Next steps for Libya - avoiding the mistakes of Afghanistan and Iraq

Following protracted interventions in Iraq and Afghanistan, the international community will be breathing a collective sigh of relief that this UN backed; expedition-light intervention turns a critical corner. As Op Herrick and Op Telic illustrated, defeating the enemy, difficult though this can be, can prove less of a challenge than keeping the post-conflict peace. Libya will be no exception.

During the last six months the majority of the 140 tribes that make up Libya, have unified to pursue a single agenda: the overthrow of a dictator. Now that objective has been achieved, there is of course, the celebration but quickly follows the difficult questions about designing a post Gaddafi Libya.

The next four months are critical; they provide a window of opportunity to leverage the country-wide euphoria  and pause in fighting (once the last of Gaddafi's forces are flushed out) to restore law and order, sow the seeds of basic governance and rebuild the economy. No easy task as events in Egypt suggest. 42 years of tyranny have left Libya without any form of party political structure. As Basra proved, if these basics are not soon in place, survival instincts kick in and may lead to sectarian violence and the formation of tribal militias who then blame their liberators for the lack of progress. Security takes a turn for the worse, compounding any efforts to rebuild the country.

Ironically, it is the very strategy that prolonged the war-fighting campaign that might shorten the nation-building phase and prevent the mistakes of Iraq and Afghanistan from being repeated. Had NATO deployed ground troops as well as an air campaign, Gaddafi would easily have been removed back in March, but then the West would truly have owned the problem. A prolonged ground war has not only given the Interim National Council crucial time to establish new governance structures in East Libya, but also to undertake detailed planning in preparation for the eventual fall of Gaddafi. These last few months have also allowed a more constructive relationship with the West to blossom; around half of the foreign Al Qaeda fighters who poured into  Iraq following the 2003 invasion came from East Libya.

Nevertheless, with Gaddafi gone, old agendas, alliances and indeed axes to grind will re-surface. The manner in which Tripoli has fallen suggests reprisals and revenge attacks by the rebels, which would have compounded a lasting peace, have not taken place. The UN resolution 1973 still stands, and any large scale retaliation against the residents of Tripoli by the rebels or indeed inter-tribal conflict, might oblige NATO to respond from the air.

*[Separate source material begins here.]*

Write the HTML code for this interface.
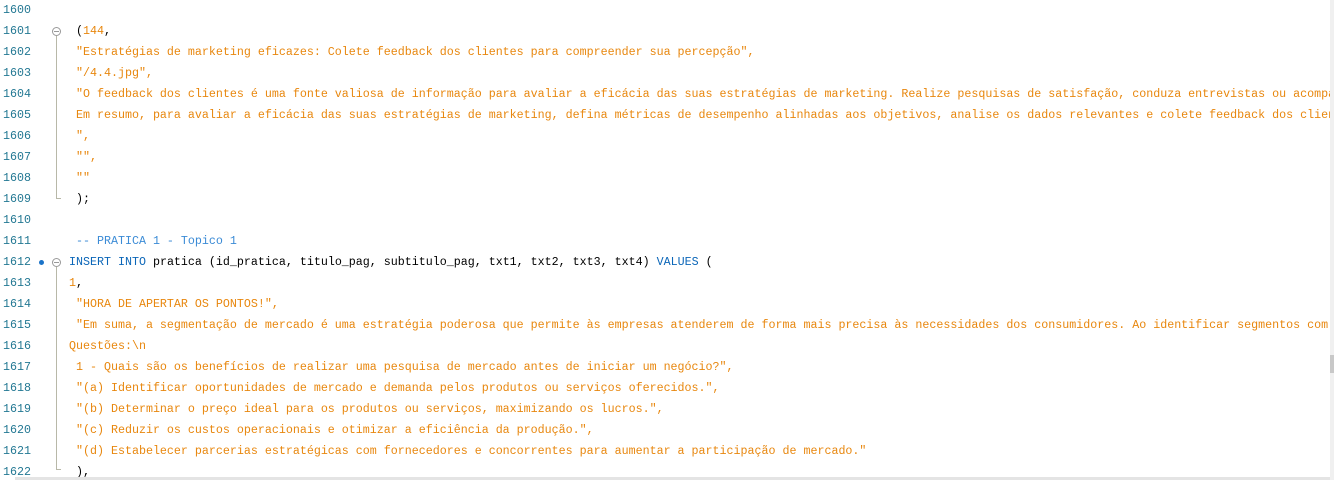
<!DOCTYPE html>
<html><head><meta charset="utf-8"><style>
body{margin:0;width:1334px;height:480px;overflow:hidden;background:#fff;position:relative;font-family:"Liberation Mono",monospace;font-size:11.67px}
.l{position:absolute;left:0;height:21px;line-height:21px;white-space:pre;width:1330px;overflow:hidden}
.n{position:absolute;left:3px;color:#237893}
.c{position:absolute;left:69px;color:#000}
.s{color:#e8870e}.k{color:#0b66b8}.m{color:#3b8bd6}
.f{position:absolute;width:9px;height:9px;border:1px solid #999;border-radius:50%;box-sizing:border-box;left:52px}
.f:after{content:"";position:absolute;left:1px;right:1px;top:3px;height:1px;background:#999}
.v{position:absolute;left:56px;width:1px;background:#b8b8a8}
.h{position:absolute;left:56px;width:5px;height:1px;background:#b8b8a8}
</style></head><body>
<div class="l" style="top:0"><span class="n">1600</span></div>
<div class="l" style="top:21px"><span class="n">1601</span><span class="c"> (<span class="s">144</span>,</span></div>
<div class="l" style="top:42px"><span class="n">1602</span><span class="c s"> "Estratégias de marketing eficazes: Colete feedback dos clientes para compreender sua percepção",</span></div>
<div class="l" style="top:63px"><span class="n">1603</span><span class="c s"> "/4.4.jpg",</span></div>
<div class="l" style="top:84px"><span class="n">1604</span><span class="c s"> "O feedback dos clientes é uma fonte valiosa de informação para avaliar a eficácia das suas estratégias de marketing. Realize pesquisas de satisfação, conduza entrevistas ou acompanhe</span></div>
<div class="l" style="top:105px"><span class="n">1605</span><span class="c s"> Em resumo, para avaliar a eficácia das suas estratégias de marketing, defina métricas de desempenho alinhadas aos objetivos, analise os dados relevantes e colete feedback dos clientes</span></div>
<div class="l" style="top:126px"><span class="n">1606</span><span class="c s"> ",</span></div>
<div class="l" style="top:147px"><span class="n">1607</span><span class="c s"> "",</span></div>
<div class="l" style="top:168px"><span class="n">1608</span><span class="c s"> ""</span></div>
<div class="l" style="top:189px"><span class="n">1609</span><span class="c"> );</span></div>
<div class="l" style="top:210px"><span class="n">1610</span></div>
<div class="l" style="top:231px"><span class="n">1611</span><span class="c m"> -- PRATICA 1 - Topico 1</span></div>
<div class="l" style="top:252px"><span class="n">1612</span><span class="c"><span class="k">INSERT INTO</span> pratica (id_pratica, titulo_pag, subtitulo_pag, txt1, txt2, txt3, txt4) <span class="k">VALUES</span> (</span></div>
<div class="l" style="top:273px"><span class="n">1613</span><span class="c"><span class="s">1</span>,</span></div>
<div class="l" style="top:294px"><span class="n">1614</span><span class="c s"> "HORA DE APERTAR OS PONTOS!",</span></div>
<div class="l" style="top:315px"><span class="n">1615</span><span class="c s"> "Em suma, a segmentação de mercado é uma estratégia poderosa que permite às empresas atenderem de forma mais precisa às necessidades dos consumidores. Ao identificar segmentos com</span></div>
<div class="l" style="top:336px"><span class="n">1616</span><span class="c s">Questões:\n</span></div>
<div class="l" style="top:357px"><span class="n">1617</span><span class="c s"> 1 - Quais são os benefícios de realizar uma pesquisa de mercado antes de iniciar um negócio?",</span></div>
<div class="l" style="top:378px"><span class="n">1618</span><span class="c s"> "(a) Identificar oportunidades de mercado e demanda pelos produtos ou serviços oferecidos.",</span></div>
<div class="l" style="top:399px"><span class="n">1619</span><span class="c s"> "(b) Determinar o preço ideal para os produtos ou serviços, maximizando os lucros.",</span></div>
<div class="l" style="top:420px"><span class="n">1620</span><span class="c s"> "(c) Reduzir os custos operacionais e otimizar a eficiência da produção.",</span></div>
<div class="l" style="top:441px"><span class="n">1621</span><span class="c s"> "(d) Estabelecer parcerias estratégicas com fornecedores e concorrentes para aumentar a participação de mercado."</span></div>
<div class="l" style="top:462px"><span class="n">1622</span><span class="c"> ),</span></div>
<div class="f" style="top:27px"></div><div class="v" style="top:36px;height:162px"></div><div class="h" style="top:198px"></div>
<div class="f" style="top:258px"></div><div class="v" style="top:267px;height:202px"></div><div class="h" style="top:469px"></div>
<div style="position:absolute;left:39px;top:260px;width:5px;height:5px;border-radius:50%;background:#1a73c8"></div>
<div style="position:absolute;left:1330px;top:0;width:4px;height:480px;background:#f0f0f0"></div>
<div style="position:absolute;left:1330px;top:355px;width:4px;height:18px;background:#c8c8c8"></div>
<div style="position:absolute;left:15px;top:477px;width:1315px;height:3px;background:#e4e4e4"></div>
</body></html>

Indeed it is Libya's tribal politics (not fully appreciated by the West) rather than off the shelf democracy that will ultimately determine the country's fate. The country is not just formed of three parts (Tripolitania, Fezzan, and Cyrenaica) united by the occupying Italians in 1903 but by a complex and powerful tribal network meaning that the majority of Libyans depend on their tribal connection for security, recognition and often employment. Around 30 tribes have real power, the two largest being the Beni Salim tribe based in East Libya (Cyrenaica), and the Beni Hilal tribe located in western Libya (Tripoli). Other influential groups include: the Magariha tribe (who held many senior positions in Gaddafi's regime), the Zawiya tribe upon whose land many of the key oil installations are situated and the Misurata tribe, which is particularly influential in the cities of Benghazi and Darneh.

Put another way, a redistribution of power is about to take place, as previously oppressed tribal groups seek increased representation over other minority clans, who until recently enjoyed all the trappings of office. Avoiding further civil unrest and designing an acceptable system of governance will be some challenge for Abdul Jalil, and his colleagues on the Interim Council - the role of the International Community could therefore be pivotal.  Quick wins include ensuring the oil wells are turned back on and Libya's overseas $bns assets are unfrozen.

Long-term strategy however, needs careful consideration. The West does not 'own' post conflict responsibility as it did in Iraq and Afghanistan. The Prime Minister took a courageous decision in leading the call for military action in Libya, avoiding the nation- building mission creep (that now defines our involvement in Afghanistan) by ensuring the free Libyans harboured this responsibility with support from the region.

The West's involvement, which has primarily been co-ordinated through one single organisation (NATO), will now pass a multitude of international agencies (such as the UN, EU, IMF, OIC, the Arab League, the African Union, the World Bank, USAid and Dfid). As other post conflict experiences suggest, securing common ground here could be as challenging as gaining agreement from the complex network of Libyan tribes they seek to help.

David Cameron has succeeded where other Prime Ministers have failed, in seeing off the tyrant without the need for UK boots on the ground. The success of Op Ellamy will not however be judged by the removal of Gaddafi but by what replaces him. We are not out of the woods yet. This may also be a dress rehearsal for a more complicated intervention further East.